For the copy, please give all of the data again exactly and leave the pictures out.

-- begin --

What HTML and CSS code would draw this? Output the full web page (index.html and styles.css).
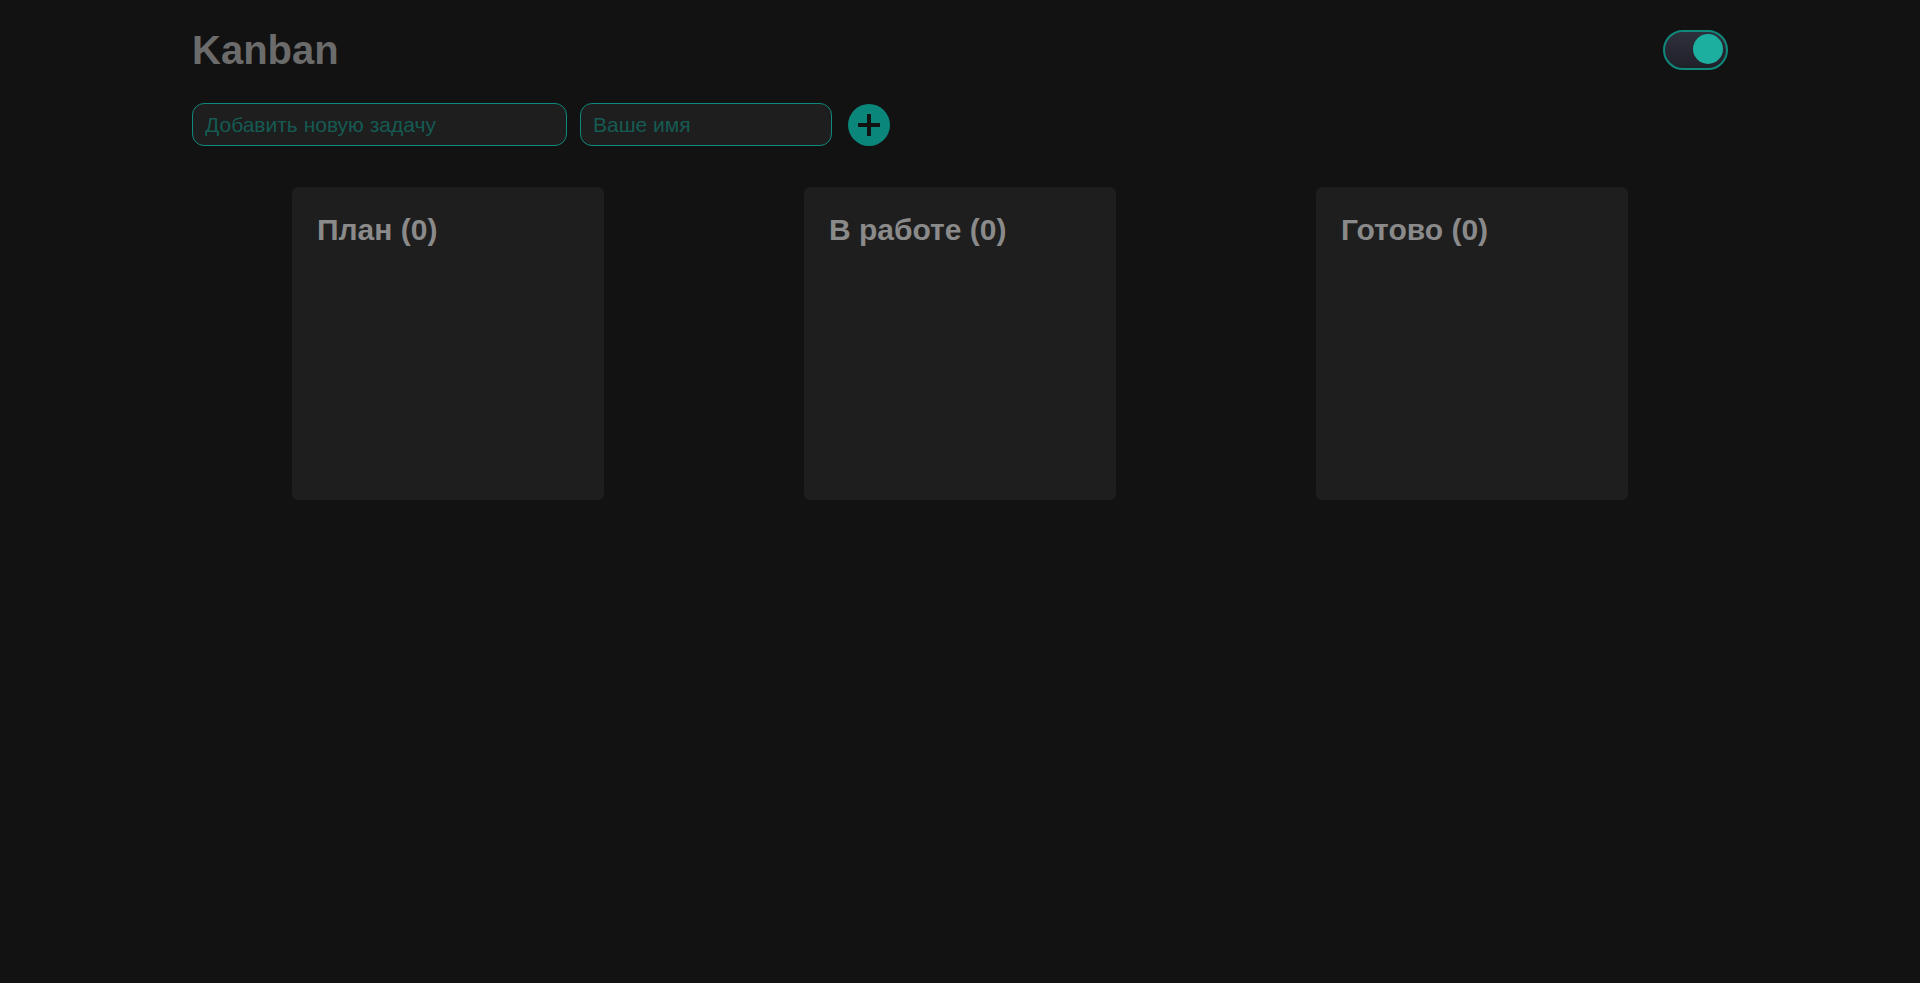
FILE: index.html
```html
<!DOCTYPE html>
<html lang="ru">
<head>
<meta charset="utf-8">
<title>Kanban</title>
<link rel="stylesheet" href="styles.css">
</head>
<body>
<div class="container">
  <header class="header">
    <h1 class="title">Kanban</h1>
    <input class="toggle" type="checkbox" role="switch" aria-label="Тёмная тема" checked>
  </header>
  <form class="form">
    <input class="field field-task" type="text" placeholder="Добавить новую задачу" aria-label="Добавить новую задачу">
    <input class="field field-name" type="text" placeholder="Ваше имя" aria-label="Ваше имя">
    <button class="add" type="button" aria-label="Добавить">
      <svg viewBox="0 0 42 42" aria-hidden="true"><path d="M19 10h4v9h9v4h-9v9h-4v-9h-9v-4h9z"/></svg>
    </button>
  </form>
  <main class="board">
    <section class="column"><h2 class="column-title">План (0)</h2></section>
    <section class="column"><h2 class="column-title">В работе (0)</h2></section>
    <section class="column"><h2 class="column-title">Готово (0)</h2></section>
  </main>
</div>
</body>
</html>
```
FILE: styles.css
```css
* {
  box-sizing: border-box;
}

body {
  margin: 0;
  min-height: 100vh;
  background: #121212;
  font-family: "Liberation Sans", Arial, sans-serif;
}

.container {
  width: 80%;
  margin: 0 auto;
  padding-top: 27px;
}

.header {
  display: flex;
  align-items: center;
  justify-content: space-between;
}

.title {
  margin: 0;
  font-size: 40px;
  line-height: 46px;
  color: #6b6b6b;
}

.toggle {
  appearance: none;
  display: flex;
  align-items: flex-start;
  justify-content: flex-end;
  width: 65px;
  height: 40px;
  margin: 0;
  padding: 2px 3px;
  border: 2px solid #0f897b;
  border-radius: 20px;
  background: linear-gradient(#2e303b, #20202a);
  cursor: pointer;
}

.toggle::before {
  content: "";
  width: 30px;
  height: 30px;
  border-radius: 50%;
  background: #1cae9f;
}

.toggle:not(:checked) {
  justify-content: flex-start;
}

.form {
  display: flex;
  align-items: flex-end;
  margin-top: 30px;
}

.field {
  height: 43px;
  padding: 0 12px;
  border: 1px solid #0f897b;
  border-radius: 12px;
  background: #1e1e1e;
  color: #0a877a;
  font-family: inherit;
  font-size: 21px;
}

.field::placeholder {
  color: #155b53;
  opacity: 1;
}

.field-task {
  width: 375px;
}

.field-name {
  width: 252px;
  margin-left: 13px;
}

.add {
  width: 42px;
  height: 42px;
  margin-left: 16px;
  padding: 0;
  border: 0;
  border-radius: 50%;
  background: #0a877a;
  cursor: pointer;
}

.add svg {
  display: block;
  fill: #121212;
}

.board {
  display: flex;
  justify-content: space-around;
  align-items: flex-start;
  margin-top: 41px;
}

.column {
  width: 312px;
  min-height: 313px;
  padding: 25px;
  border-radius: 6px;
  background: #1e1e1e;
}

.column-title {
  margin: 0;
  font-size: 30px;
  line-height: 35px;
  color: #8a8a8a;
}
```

-- end --

§ **Task response**
What HTML and CSS code would draw this? Output the full web page (index.html and styles.css).
FILE: index.html
```html
<!DOCTYPE html>
<html lang="ru">
<head>
<meta charset="utf-8">
<title>Kanban</title>
<link rel="stylesheet" href="styles.css">
</head>
<body>
<div class="container">
  <header class="header">
    <h1 class="title">Kanban</h1>
    <input class="toggle" type="checkbox" role="switch" aria-label="Тёмная тема" checked>
  </header>
  <form class="form">
    <input class="field field-task" type="text" placeholder="Добавить новую задачу" aria-label="Добавить новую задачу">
    <input class="field field-name" type="text" placeholder="Ваше имя" aria-label="Ваше имя">
    <button class="add" type="button" aria-label="Добавить">
      <svg viewBox="0 0 42 42" aria-hidden="true"><path d="M19 10h4v9h9v4h-9v9h-4v-9h-9v-4h9z"/></svg>
    </button>
  </form>
  <main class="board">
    <section class="column"><h2 class="column-title">План (0)</h2></section>
    <section class="column"><h2 class="column-title">В работе (0)</h2></section>
    <section class="column"><h2 class="column-title">Готово (0)</h2></section>
  </main>
</div>
</body>
</html>
```
FILE: styles.css
```css
* {
  box-sizing: border-box;
}

body {
  margin: 0;
  min-height: 100vh;
  background: #121212;
  font-family: "Liberation Sans", Arial, sans-serif;
}

.container {
  width: 80%;
  margin: 0 auto;
  padding-top: 27px;
}

.header {
  display: flex;
  align-items: center;
  justify-content: space-between;
}

.title {
  margin: 0;
  font-size: 40px;
  line-height: 46px;
  color: #6b6b6b;
}

.toggle {
  appearance: none;
  display: flex;
  align-items: flex-start;
  justify-content: flex-end;
  width: 65px;
  height: 40px;
  margin: 0;
  padding: 2px 3px;
  border: 2px solid #0f897b;
  border-radius: 20px;
  background: linear-gradient(#2e303b, #20202a);
  cursor: pointer;
}

.toggle::before {
  content: "";
  width: 30px;
  height: 30px;
  border-radius: 50%;
  background: #1cae9f;
}

.toggle:not(:checked) {
  justify-content: flex-start;
}

.form {
  display: flex;
  align-items: flex-end;
  margin-top: 30px;
}

.field {
  height: 43px;
  padding: 0 12px;
  border: 1px solid #0f897b;
  border-radius: 12px;
  background: #1e1e1e;
  color: #0a877a;
  font-family: inherit;
  font-size: 21px;
}

.field::placeholder {
  color: #155b53;
  opacity: 1;
}

.field-task {
  width: 375px;
}

.field-name {
  width: 252px;
  margin-left: 13px;
}

.add {
  width: 42px;
  height: 42px;
  margin-left: 16px;
  padding: 0;
  border: 0;
  border-radius: 50%;
  background: #0a877a;
  cursor: pointer;
}

.add svg {
  display: block;
  fill: #121212;
}

.board {
  display: flex;
  justify-content: space-around;
  align-items: flex-start;
  margin-top: 41px;
}

.column {
  width: 312px;
  min-height: 313px;
  padding: 25px;
  border-radius: 6px;
  background: #1e1e1e;
}

.column-title {
  margin: 0;
  font-size: 30px;
  line-height: 35px;
  color: #8a8a8a;
}
```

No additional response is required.